Do this ▸
Find the lines with the string "React" and return them.
==========
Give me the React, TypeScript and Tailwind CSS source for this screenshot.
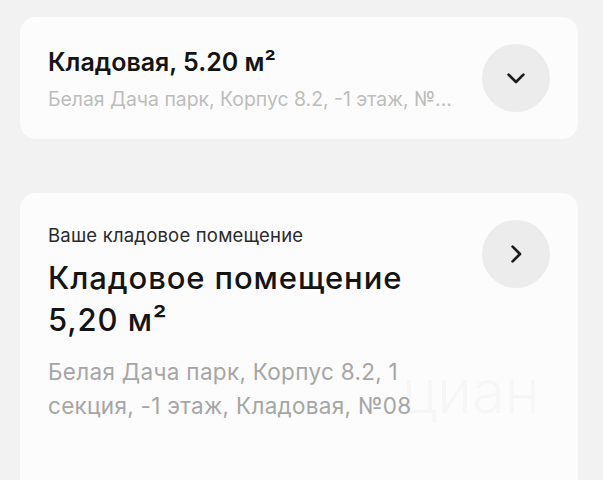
import React from "react";

const font = { fontFamily: "Inter, 'Noto Sans', sans-serif" };

function ChevronDown() {
  return (
    <svg width="18" height="11" viewBox="0 0 18 11" fill="none">
      <polyline points="1.6,1.6 9,9 16.4,1.6" stroke="#1c1c1c" strokeWidth="2.7" strokeLinecap="round" strokeLinejoin="round" />
    </svg>
  );
}

function ChevronRight() {
  return (
    <svg width="11" height="18" viewBox="0 0 11 18" fill="none">
      <polyline points="1.6,1.6 9,9 1.6,16.4" stroke="#1c1c1c" strokeWidth="2.7" strokeLinecap="round" strokeLinejoin="round" />
    </svg>
  );
}

export default function App() {
  return (
    <div className="w-[603px] h-[480px] overflow-hidden bg-[#f2f2f2] pt-[17px] px-[20px] flex flex-col gap-[54px]" style={font}>
      <div className="shrink-0 w-[558px] h-[122px] rounded-[16px] bg-[#fcfcfc] pl-[28px] pr-[28px] flex items-center justify-between">
        <div className="flex flex-col gap-[9px] w-[420px] min-w-0">
          <div className="text-[25px] leading-[32px] font-semibold text-[#141414]">Кладовая, 5.20 м²</div>
          <div className="text-[19.4px] leading-[24px] text-[#bdbdbd] truncate">Белая Дача парк, Корпус 8.2, -1 этаж, №...</div>
        </div>
        <div className="w-[68px] h-[68px] rounded-full bg-[#ececec] flex items-center justify-center shrink-0">
          <ChevronDown />
        </div>
      </div>

      <div className="shrink-0 relative w-[558px] h-[320px] rounded-[16px] bg-[#fcfcfc] pl-[28px] pr-[28px] pt-[27px] flex items-start justify-between">
        <div className="absolute left-[382px] top-[163px] text-[60px] leading-[70px] font-light text-[#f6f6f6] select-none">циан</div>
        <div className="relative flex flex-col mt-[3px]">
          <div className="text-[18.5px] leading-[24px] text-[#2a2a2a] tracking-[0.2px]">Ваше кладовое помещение</div>
          <div className="mt-[10px] text-[31px] leading-[42px] font-medium text-[#141414] tracking-[0.9px]">
            Кладовое помещение
            <br />
            5,20 м²
          </div>
          <div className="mt-[14px] text-[22.5px] leading-[34px] text-[#a6a6a6] tracking-[0.3px]">
            Белая Дача парк, Корпус 8.2, 1
            <br />
            секция, -1 этаж, Кладовая, №08
          </div>
        </div>
        <div className="relative w-[68px] h-[68px] rounded-full bg-[#ececec] flex items-center justify-center shrink-0">
          <ChevronRight />
        </div>
      </div>
    </div>
  );
}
==========
Output for this task ▸
Give me the React, TypeScript and Tailwind CSS source for this screenshot.
import React from "react";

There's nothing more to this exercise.